Even the Himalaya — in whose niches resided my childhood´s imagined wonder, the S now Queen—has changed. The Kanchenjunga is no longer visible from the many vantage points as I meander up from the lower Chowkbazar downtown. Jagged housing structures have sprung up breaking through, the ground in a frenzy matched only by the desire to own a house. Real-estate developers, with their men, machines and concrete, are not short of clients.

So all year round, new houses are built and old ones raised to newer heights, the hillsides get disfigured —and Darjeeling buckles under their weight…

He was a Lepcha. His ancestors, he claimed, were of the earliest inhabitants of the region. Then came the sahibs, lured by the pristine, cool beauty of the hills — and out of the S sweltering heat of the plains.

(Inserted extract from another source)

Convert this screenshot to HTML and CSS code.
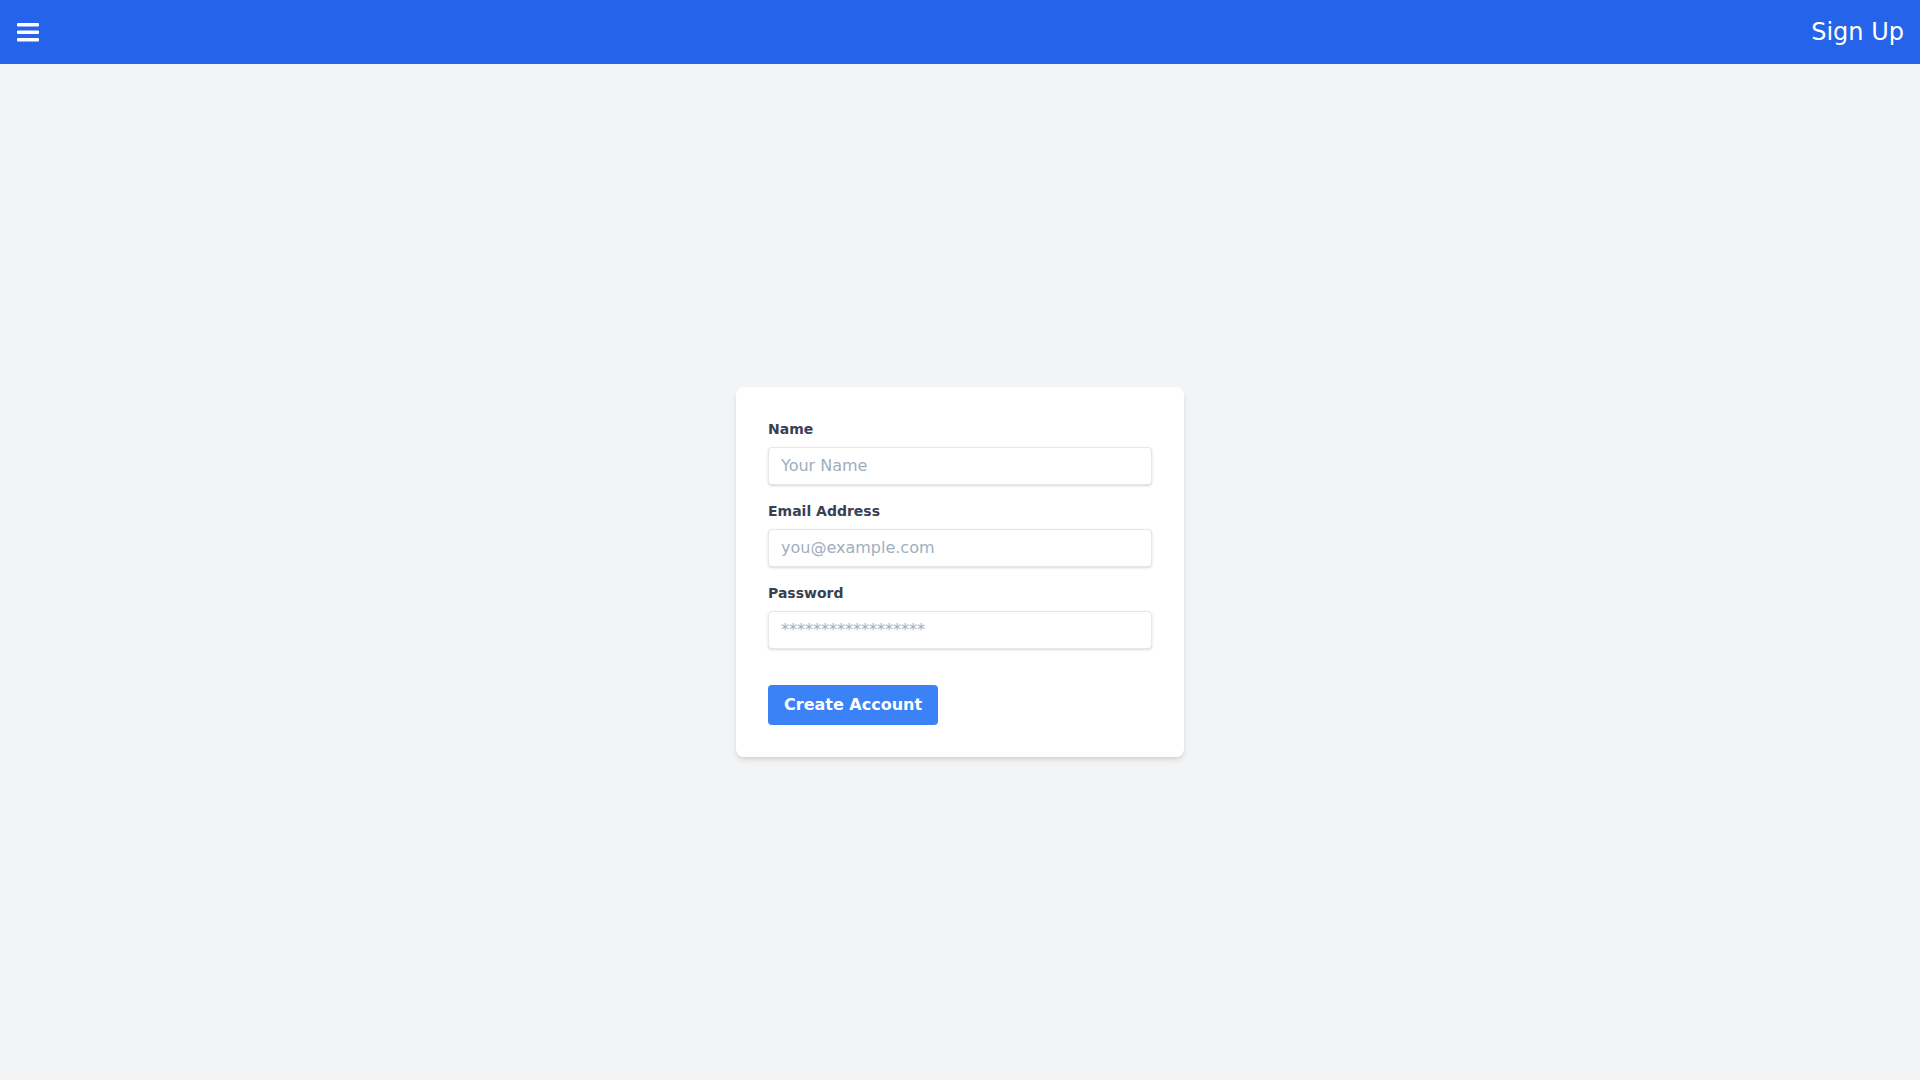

They set up a health resort, and a people´s home became a "hill-station". Then began an era of colonisation which continued well past Independence, forcing the Lepchas into a state of penury, snipping off their roots and robbing them of, perhaps, the only thing they had left — social identity.

And there he was, this Lepcha, lumbering up the hill, selling newspapers: his face weather-beaten and wrinkled, on his tired shoulders a haversack crammed with newspapers. As he emerged from around the bend, I would run down my staircase and snatch the paper from his outstretched hands. He would wait for the change as 1 excitedly peered into the sports pages, the smell of fresh newsprint and the morning air gently rubbing against me as I tried to find out what had happened to Calcutta´s Big Three. On one of my earlier homecomings, I was told that my Lepcha friend had given up his job and retreated to the "caman" down the hills, where he looked after his tiny orange orchard. Today, those who read newspapers go to stalls.

Even the names of the roads have changed. The highway that snakes up the hills from Siliguri, known till recently as the Hill Cart Road, has been changed to Tenzing Norgay Highway. Predictably, such changes haven´t gone down well with many old-timers. Fortunately, the "Pagla Jhora" (waterfall gone crazy) — whose turbulence during the monsoon triggers landslides — is still called "Pagla Jhora".

As the agitation picks up momentum anew, rumblings from the hills may once grab the headlines. Violence may reappear on the snaking streets, bombs may find their targets — unless the deafening voices of the people are heard. Meanwhile, Darjeeling waits for the healing touch — and the clerk at the hotel´s reception to flash a smile and greet the native´s return.